Boutwell fought for a lowering of the drinking age for beer to 18. “He believed college students were going to drink and they needed to learn to do it correctly without getting drunk.” As part of that effort, he helped bring fraternities back on campus “rather than in houses all around town,” Sandlin said.
The construction of Sarratt Student Center in 1974 was in response to repeated student requests for a modern place to gather. At the time, only Alumni Hall was available for that purpose and it was badly outdated. Boutwell, who worked with students on the location and design, saw the new gathering spot as a way to bring Greek and non-Greek students together.

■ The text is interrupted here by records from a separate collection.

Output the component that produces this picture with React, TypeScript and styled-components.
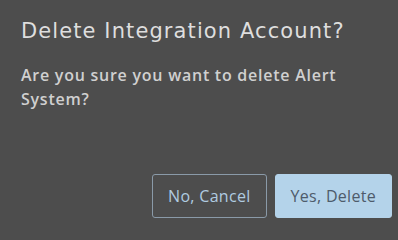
import React from "react";
import styled, { createGlobalStyle } from "styled-components";

const Global = createGlobalStyle`
  html, body { margin: 0; padding: 0; background: #4d4d4d; overflow: hidden; }
  * { box-sizing: border-box; }
`;

const Dialog = styled.div`
  width: 398px;
  height: 224px;
  background: #4d4d4d;
  padding: 17px 6px 6px 21px;
  display: flex;
  flex-direction: column;
  font-family: "Open Sans", "Noto Sans", sans-serif;
`;

const Title = styled.h2`
  margin: 0;
  font-family: "DejaVu Sans", "Open Sans", sans-serif;
  font-size: 21px;
  font-weight: 400;
  line-height: 28px;
  color: #dedede;
  letter-spacing: 1.1px;
`;

const Body = styled.p`
  margin: 18px 0 0;
  font-size: 16px;
  font-weight: 600;
  line-height: 24px;
  color: #d0d0d0;
  letter-spacing: 0.75px;
  width: 350px;
`;

const Footer = styled.div`
  margin-top: auto;
  display: flex;
  justify-content: flex-end;
  gap: 8px;
`;

const Button = styled.button<{ $primary?: boolean }>`
  height: 44px;
  padding: 0 15px;
  border-radius: 3px;
  font-family: inherit;
  font-size: 16px;
  font-weight: 400;
  letter-spacing: 0.3px;
  cursor: pointer;
  border: 1px solid ${(p) => (p.$primary ? "#b4d3ea" : "#8a9aa8")};
  background: ${(p) => (p.$primary ? "#b4d3ea" : "transparent")};
  color: ${(p) => (p.$primary ? "#4e5b6b" : "#b0cbe0")};
`;

export default function App() {
  return (
    <>
      <Global />
      <Dialog>
        <Title>Delete Integration Account?</Title>
        <Body>Are you sure you want to delete Alert System?</Body>
        <Footer>
          <Button>No, Cancel</Button>
          <Button $primary>Yes, Delete</Button>
        </Footer>
      </Dialog>
    </>
  );
}
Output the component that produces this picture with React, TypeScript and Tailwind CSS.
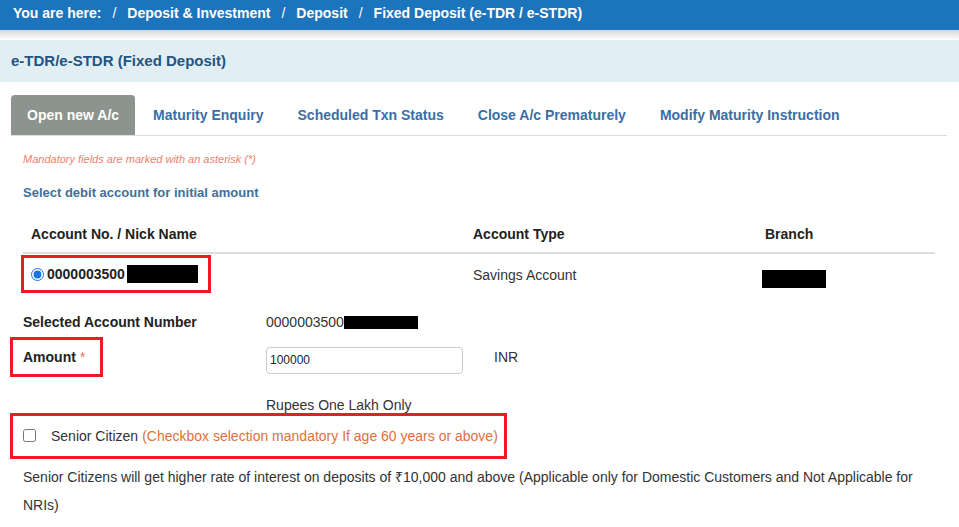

The building is known today as Sarratt Student Center despite Boutwell’s belief that “student center” was too pedestrian; he wanted it known as “Sarratt Commons.”
Because Boutwell also thought Vanderbilt students needed to help others, he organized Vanderbilt Students in Service and provided a Volkswagen bus to transport students throughout the community, Sandlin said. “We had 4,000 undergraduates and 10 percent were volunteers.”
In an Associated Press article in 1964, Boutwell summed up the philosophy that would guide him throughout his student life career at Vanderbilt: “I believe in a maximum of student self-government. There must be opportunities for students with initiative to assume individual responsibility. With the energy of these students channeled in the right direction, the college experience is vibrant, taking on a whole new dimension.”